SWINDON Town manager David Flitcroft felt a weekend of surprise results in League Two only served to reinforce his beliefs over the unpredictable nature of the fourth tier and the challenges every side faces in their promotion push.

Town fell to a disappointing 2-1 defeat away at a Chesterfield side sitting second from bottom of the table on Saturday but they were not the only team to suffer a setback.

Wycombe Wanderers began the day in the top two after picking up 22 of the first 24 available points in 2018 but they were beaten at home by lowly Morecambe, while another promotion contender, Lincoln City, were also stunned in front of their own fans by Crewe Alexandra.

Flitcroft acknowledged Town failed to respond to Chesterfield’s early goal as Chris O’Grady gave the Spireites the lead in the second minute.

Andy Kellett doubled Chesterfield’s lead early in the second half before 10-man Swindon – dented by the sending off of Ollie Banks – responded through Chris Robertson.

But it was a case of too little, too late for Town, who dropped one place to seventh following the loss, with Flitcroft believing it proves that nothing can be taken for granted against teams “fighting for their football lives”.

Flitcroft said: “I will always say it but it is an honest league. People will make honest decisions and get things wrong. It is League Two and that’s what you have got.

“You can go away somewhere and people won’t roll over. It might lack quality at times but they won’t roll over and die, they are fighting for their football lives.

“Crewe won at Lincoln and I would never have seen that one coming with Lincoln’s results.

“We have got to focus on getting the maximum result out of every match. We didn’t do that on Saturday but there are another 11 opportunities left to look forward to so we can hopefully end this season on a high.”

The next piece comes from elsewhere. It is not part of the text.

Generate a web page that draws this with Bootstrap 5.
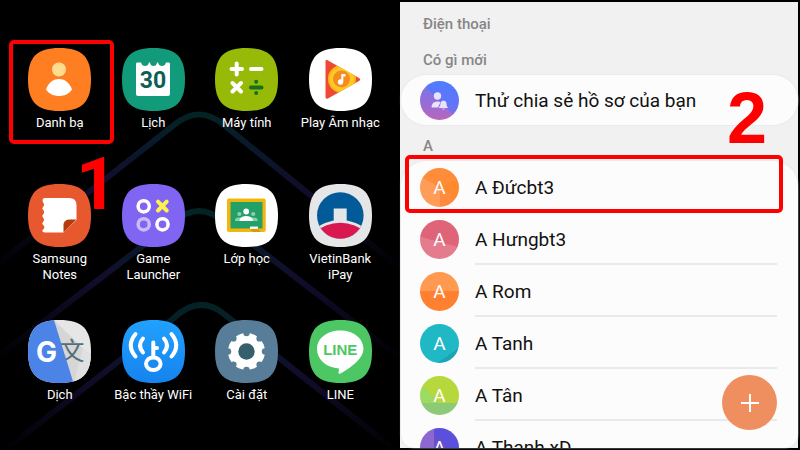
<!DOCTYPE html>
<html lang="vi">
<head>
<meta charset="utf-8">
<meta name="viewport" content="width=device-width, initial-scale=1">
<title>Danh bạ</title>
<link href="https://cdn.jsdelivr.net/npm/bootstrap@5.3.0/dist/css/bootstrap.min.css" rel="stylesheet">
<style>
body { font-family: Roboto, "Noto Sans", sans-serif; background: #000; }
.home { padding: 48px 13px 0; }
.wallpaper { z-index: 0; opacity: .8; }
.apps { z-index: 1; }
.app { min-height: 136px; font-size: 13px; line-height: 16px; color: #fff; gap: 4px; }
.app-icon { width: 63px; height: 63px; }
.mark-box { border: 4px solid #f00; border-radius: 5px; pointer-events: none; z-index: 3; }
.mark-box-app { top: -8px; left: -4px; right: -7px; height: 104px; }
.mark-box-row { top: -6px; left: 5px; right: 15px; height: 58px; }
.step { font: bold 72px/72px "Liberation Sans", Arial, sans-serif; color: #f00; z-index: 3; }
.step-one { top: 101px; left: 63px; font-family: Roboto, sans-serif; }
.step-two { top: 80px; right: 31px; }
.contacts { background: #f1f1f1; border: 2px solid #000; border-left: 0; padding-top: 11px; }
.heading { font-size: 15px; line-height: 22px; font-weight: 500; color: #868686; margin: 0 23px 4px; }
.heading-next { margin-top: 10px; }
.sheet { background: #fcfcfc; border-radius: 25px; margin-left: 1px; box-shadow: 0 0 2px #ddd; }
.sheet-list { border-radius: 25px 25px 14px 14px; min-height: 0; }
.person { color: #111; font-size: 19px; line-height: 24px; padding-left: 19px; gap: 16px; height: 52px; }
.person-single { height: 50px; }
.person-name { height: 100%; margin-right: 21px; padding-top: 4px; border-bottom: 2px solid #e8e9ea; }
.person-single .person-name { border: 0; padding-top: 2px; }
.avatar { width: 39px; height: 39px; color: #fff; padding-top: 2px; }
.av-profile { padding: 0; background: linear-gradient(45deg, #c967ae55 50%, #5277ff99 50%), linear-gradient(#4d83ff, #7a70f0 55%, #b066c0); }
.av-orange { background: conic-gradient(#ff8c38 0 65deg, #ff8a2e 65deg 120deg, #ff8c3c 120deg 180deg, #ff9c57 180deg 300deg, #ff8c38 300deg); }
.av-pink { background: linear-gradient(195deg, #e06478 55%, #e57c8d 55%); }
.av-sunset { background: linear-gradient(#ff9a50 50%, #ff8030 50%); }
.av-teal { background: linear-gradient(145deg, #20b8c4 77%, #1da3b8 77%); }
.av-lime { background: linear-gradient(#0000 68%, #8cca78 68%), linear-gradient(45deg, #9dda60 40%, #b6d83c 40%); }
.av-violet { background: linear-gradient(90deg, #8c68d0 37%, #0000 37%), linear-gradient(45deg, #6850c8 60%, #5b50dc 60%); }
.fab { width: 55px; height: 55px; right: 21px; bottom: 18px; background: #ef8f60; z-index: 2; }
</style>
<script src="https://cdn.jsdelivr.net/npm/bootstrap@5.3.0/dist/js/bootstrap.bundle.min.js"></script>
</head>
<body>
<svg class="d-none" aria-hidden="true">
  <symbol id="tile" viewBox="0 0 63 63"><path d="M31.500 0C54 0 63 9 63 31.500S54 63 31.500 63 0 54 0 31.500 9 0 31.500 0Z"/></symbol>
</svg>
<main class="row g-0 vh-100 overflow-hidden">
  <section class="col-6 home position-relative h-100 overflow-hidden">
    <svg class="wallpaper position-absolute top-0 start-0 w-100 h-100" viewBox="0 0 400 450" preserveAspectRatio="none" fill="none" stroke-width="6" aria-hidden="true">
      <defs>
        <linearGradient id="beam" x1="0" y1="0" x2="0" y2="1"><stop offset="0" stop-color="#062c2e"/><stop offset=".2" stop-color="#0c2036"/><stop offset=".5" stop-color="#170f36"/><stop offset="1" stop-color="#020103"/></linearGradient>
      </defs>
      <g stroke="url(#beam)">
        <path d="M0 262L174 125Q199 104 224 125L400 268"/>
        <path d="M0 355L174 222Q199 200 224 222L400 358"/>
        <path d="M5 450L174 318Q199 294 224 314L395 450"/>
      </g>
    </svg>
    <nav class="apps row row-cols-4 g-0 position-relative text-center">
      <a href="#" class="app col d-flex flex-column align-items-center text-decoration-none position-relative">
        <svg class="app-icon" viewBox="0 0 63 63"><use href="#tile" fill="#ff7e22"/><circle cx="31" cy="21.500" r="7" fill="#ffdd8e"/><path fill="#fff" d="M18 41.500C20.500 34 26 31 31 31S41.500 34 44 41.500C41 46 36 48 31 48S21 46 18 41.500Z"/></svg>
        <span>Danh bạ</span>
        <span class="mark-box mark-box-app position-absolute"></span>
        <span class="step step-one position-absolute">1</span>
      </a>
      <a href="#" class="app col d-flex flex-column align-items-center text-decoration-none">
        <svg class="app-icon" viewBox="0 0 63 63"><use href="#tile" fill="#129b7b"/><path fill="#fff" d="M15 14.500H19Q20 18 23 18T27 14.500H28Q28.500 18 31.500 18T35 14.500H36Q37 18 40 18T44 14.500H47Q48 14.500 48 16V46Q48 48 46 48H16Q14 48 14 46V16Q14 14.500 15 14.500Z"/><text x="31" y="40" text-anchor="middle" font-size="23" font-weight="700" fill="#0b5f55">30</text></svg>
        <span>Lịch</span>
      </a>
      <a href="#" class="app col d-flex flex-column align-items-center text-decoration-none">
        <svg class="app-icon" viewBox="0 0 63 63" fill="none" stroke-linecap="round"><use href="#tile" fill="#97ba08"/><path stroke="#fff" stroke-width="4" d="M16.500 21H27M21.700 15.500V26.500M36 21H46.500M17.500 35L26 43.500M26 35L17.500 43.500"/><path stroke="#14701c" stroke-width="4" d="M36 39.500H46.500M41.200 33.700V33.800M41.200 45V45.100"/></svg>
        <span>Máy tính</span>
      </a>
      <a href="#" class="app col d-flex flex-column align-items-center text-decoration-none">
        <svg class="app-icon" viewBox="0 0 63 63"><use href="#tile" fill="#fff"/><clipPath id="tri"><path d="M16.500 13Q17 11 19 12.500L50 30Q52.500 31.500 50 33L19 50.500Q16.500 51.500 16.500 49Z"/></clipPath><g clip-path="url(#tri)"><path fill="#ee4a33" d="M10 8H55V55H10Z"/><circle cx="33" cy="31" r="14" fill="#fcb814"/><circle cx="33" cy="31" r="12" fill="#fcca28"/></g><circle cx="32.500" cy="31" r="8.500" fill="#f68b1f"/><circle cx="31.500" cy="34" r="2.700" fill="#fff"/><path fill="#fff" d="M32.300 26H36.500V28.500H34.300V34H32.300Z"/></svg>
        <span class="text-nowrap">Play Âm nhạc</span>
      </a>
      <a href="#" class="app col d-flex flex-column align-items-center text-decoration-none">
        <svg class="app-icon" viewBox="0 0 63 63"><use href="#tile" fill="#e8582f"/><path fill="#fff" d="M17 14H41Q48.500 14 48.500 21V36L35.500 48.500H17Q14 48.500 14.500 46A3 3 0 0 0 15 40.700Q13.500 39.500 15 38A3 3 0 0 0 15 33.500Q13.500 32 15 30.500A3 3 0 0 0 15 25.800Q13.500 24.500 15 23A3 3 0 0 0 15 18.500Q13.500 14 17 14Z"/><path fill="#b23c0c" d="M48.500 35.500H41Q35.500 36 35.500 41V48.500Z"/></svg>
        <span>Samsung<br>Notes</span>
      </a>
      <a href="#" class="app col d-flex flex-column align-items-center text-decoration-none">
        <svg class="app-icon" viewBox="0 0 63 63" fill="none" stroke-width="3.500" stroke="#fff"><use href="#tile" fill="#8064f2" stroke="none"/><circle cx="21.700" cy="22.300" r="5.600"/><circle cx="21.700" cy="40.300" r="5.600" stroke="#c9bbfb"/><circle cx="40.500" cy="40.300" r="5.600"/><path stroke="#fff04d" stroke-width="4" stroke-linecap="round" d="M36 17.700L44.700 26.500M44.700 17.700L36 26.500"/></svg>
        <span>Game<br>Launcher</span>
      </a>
      <a href="#" class="app col d-flex flex-column align-items-center text-decoration-none">
        <svg class="app-icon" viewBox="0 0 63 63"><use href="#tile" fill="#fff"/><rect x="12" y="14.500" width="38.700" height="33.500" rx="2" fill="#f5b50f"/><path fill="#22a067" d="M15.500 18H47.500V44.500H15.500Z"/><g fill="#8bcfae"><circle cx="24.300" cy="30" r="2.100"/><circle cx="38.200" cy="30" r="2.100"/><path d="M20 37V35.500Q20.500 33.500 24 33.500H38.500Q42 33.500 42.500 35.500V37Z"/></g><circle cx="31.200" cy="27.500" r="2.900" fill="#fff"/><path fill="#fff" d="M24.700 37V35.500Q26 32 31.200 32T37.700 35.500V37Z"/><path fill="#f4f4f4" d="M35 42.500H43V45H35Z"/><path fill="#d39a0c" d="M35 45H43L46 48H38Z"/></svg>
        <span>Lớp học</span>
      </a>
      <a href="#" class="app col d-flex flex-column align-items-center text-decoration-none">
        <svg class="app-icon" viewBox="0 0 63 63"><use href="#tile" fill="#e5e6e7"/><clipPath id="disc"><circle cx="31.300" cy="31.500" r="23.300"/></clipPath><g clip-path="url(#disc)"><path fill="#035a98" d="M0 0H63V63H0Z"/><circle cx="31.300" cy="76" r="40" fill="#e5e6e7"/><circle cx="31.300" cy="76" r="37.300" fill="#d91850"/></g><path fill="#e5e6e7" d="M24.700 24.500H37.700V37.500H24.700Z"/></svg>
        <span>VietinBank<br>iPay</span>
      </a>
      <a href="#" class="app col d-flex flex-column align-items-center text-decoration-none">
        <svg class="app-icon" viewBox="0 0 63 63"><clipPath id="tile-clip"><path d="M31.500 0C54 0 63 9 63 31.500S54 63 31.500 63 0 54 0 31.500 9 0 31.500 0Z"/></clipPath><g clip-path="url(#tile-clip)"><path fill="#e6e6e6" d="M0 0H63V63H0Z"/><path fill="#d6d6d6" d="M26 0L63 36V63H45Z"/><path fill="#e0e0e0" d="M55 28L63 36V63H46Z"/><text x="44" y="40" text-anchor="middle" font-family="Noto Sans CJK SC, sans-serif" font-size="25" font-weight="400" fill="#546e7a">文</text><path fill="#4b83e6" d="M0 0H26L45.500 63H0Z"/></g><text x="18.500" y="41.500" text-anchor="middle" font-family="Inter, sans-serif" font-size="28" font-weight="700" fill="#fff">G</text></svg>
        <span>Dịch</span>
      </a>
      <a href="#" class="app col d-flex flex-column align-items-center text-decoration-none">
        <svg class="app-icon" viewBox="0 0 63 63" fill="none" stroke="#fff" stroke-width="4" stroke-linecap="round"><linearGradient id="sky" x1="0" y1="0" x2="0" y2="1"><stop stop-color="#21a1ff"/><stop offset="1" stop-color="#1683ee"/></linearGradient><use href="#tile" fill="url(#sky)" stroke="none"/><path d="M31.300 22.500V37M33 28H35M21 18.500Q15 25.500 21 32.500M42 18.500Q48 25.500 42 32.500M13.500 14Q4 25.500 13.500 36.500M49.500 14Q59 25.500 49.500 36.500"/><ellipse cx="31.300" cy="43.700" rx="7.300" ry="6.300"/></svg>
        <span class="text-nowrap">Bậc thầy WiFi</span>
      </a>
      <a href="#" class="app col d-flex flex-column align-items-center text-decoration-none">
        <svg class="app-icon" viewBox="0 0 63 63"><use href="#tile" fill="#577d99"/><circle cx="31.500" cy="31.500" r="18.500" fill="#fff"/><g fill="#577d99"><circle cx="31.500" cy="13" r="3.200"/><circle cx="31.500" cy="50" r="3.200"/><circle cx="13" cy="31.500" r="3.200"/><circle cx="50" cy="31.500" r="3.200"/><circle cx="18.400" cy="18.400" r="3.200"/><circle cx="44.600" cy="18.400" r="3.200"/><circle cx="18.400" cy="44.600" r="3.200"/><circle cx="44.600" cy="44.600" r="3.200"/></g><circle cx="31.500" cy="31.500" r="8.200" fill="#365f6e"/></svg>
        <span>Cài đặt</span>
      </a>
      <a href="#" class="app col d-flex flex-column align-items-center text-decoration-none">
        <svg class="app-icon" viewBox="0 0 63 63"><use href="#tile" fill="#4cc764"/><path fill="#fff" d="M31.300 10.500C44 10.500 54.500 18 54.500 29C54.500 38 43 47 31.500 53.500Q29.500 54.500 29.500 52.500L30 48.500C17 47.500 8 39.500 8 29C8 18 18.500 10.500 31.300 10.500Z"/><text x="31.300" y="34.500" text-anchor="middle" font-family="Liberation Sans, sans-serif" font-size="15" font-weight="700" fill="#4cc764">LINE</text></svg>
        <span>LINE</span>
      </a>
    </nav>
  </section>

  <section class="col-6 contacts position-relative h-100 d-flex flex-column">
    <h2 class="heading">Điện thoại</h2>
    <h2 class="heading heading-next">Có gì mới</h2>
    <a href="#" class="sheet person person-single d-flex align-items-center text-decoration-none flex-shrink-0">
      <span class="avatar av-profile rounded-circle flex-shrink-0"><svg class="d-block w-100 h-100" viewBox="0 0 39 39" fill="#e9e2fb"><circle cx="17.500" cy="15" r="3.700"/><path d="M11.500 26.500Q11.500 20.500 17.500 20.500Q20 20.500 20.500 21.500Q19 23 19 25L17.500 26.500Z"/><path d="M18.500 27Q20.500 25.500 20.500 22.500Q20.500 20 23.500 19.500Q26.500 20 26.500 22.500Q26.500 25.500 28 27ZM21.700 27.700H25Q23.500 29.500 21.700 27.700Z"/></svg></span>
      <span class="person-name flex-grow-1 d-flex align-items-center">Thử chia sẻ hồ sơ của bạn</span>
    </a>
    <span class="step step-two position-absolute">2</span>
    <h2 class="heading heading-next">A</h2>
    <div class="position-relative flex-grow-1 d-flex flex-column sheet-list">
      <div class="sheet sheet-list overflow-hidden flex-grow-1">
        <a href="#" class="person d-flex align-items-center text-decoration-none"><span class="avatar av-orange rounded-circle flex-shrink-0 d-flex align-items-center justify-content-center">A</span><span class="person-name flex-grow-1 d-flex align-items-center">A Đứcbt3</span></a>
        <a href="#" class="person d-flex align-items-center text-decoration-none"><span class="avatar av-pink rounded-circle flex-shrink-0 d-flex align-items-center justify-content-center">A</span><span class="person-name flex-grow-1 d-flex align-items-center">A Hưngbt3</span></a>
        <a href="#" class="person d-flex align-items-center text-decoration-none"><span class="avatar av-sunset rounded-circle flex-shrink-0 d-flex align-items-center justify-content-center">A</span><span class="person-name flex-grow-1 d-flex align-items-center">A Rom</span></a>
        <a href="#" class="person d-flex align-items-center text-decoration-none"><span class="avatar av-teal rounded-circle flex-shrink-0 d-flex align-items-center justify-content-center">A</span><span class="person-name flex-grow-1 d-flex align-items-center">A Tanh</span></a>
        <a href="#" class="person d-flex align-items-center text-decoration-none"><span class="avatar av-lime rounded-circle flex-shrink-0 d-flex align-items-center justify-content-center">A</span><span class="person-name flex-grow-1 d-flex align-items-center">A Tân</span></a>
        <a href="#" class="person d-flex align-items-center text-decoration-none"><span class="avatar av-violet rounded-circle flex-shrink-0 d-flex align-items-center justify-content-center">A</span><span class="person-name flex-grow-1 d-flex align-items-center">A Thanh xD</span></a>
      </div>
      <span class="mark-box mark-box-row position-absolute"></span>
    </div>
    <button type="button" class="fab btn rounded-circle border-0 p-0 position-absolute d-flex align-items-center justify-content-center" aria-label="Thêm liên hệ">
      <svg width="18" height="18" viewBox="0 0 18 18" stroke="#fff" stroke-width="2"><path d="M9 0V18M0 9H18"/></svg>
    </button>
  </section>
</main>
</body>
</html>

After beating Port Vale at the Energy Check County Ground a week earlier, Flitcroft was pleased with his side’s build-up to the trip to Chesterfield - making the loss even more disappointing.

Town, unbeaten at home since Boxing Day, now face two ties in front of their own fans in succession as they look to continue their play-off push.

They play host to Yeovil on Saturday before Cheltenham make the short trip south a week later.

Flitcroft said: “The preparation was really good and that is what is disappointing more than anything. We looked sort of under-cooked and we looked as though we couldn’t do simple things well.

“We conceded a goal early doors and as a group of players, you have got to get over that. You have still got 90 minutes to win the match and this team does know how to fight back from being in negative equity.”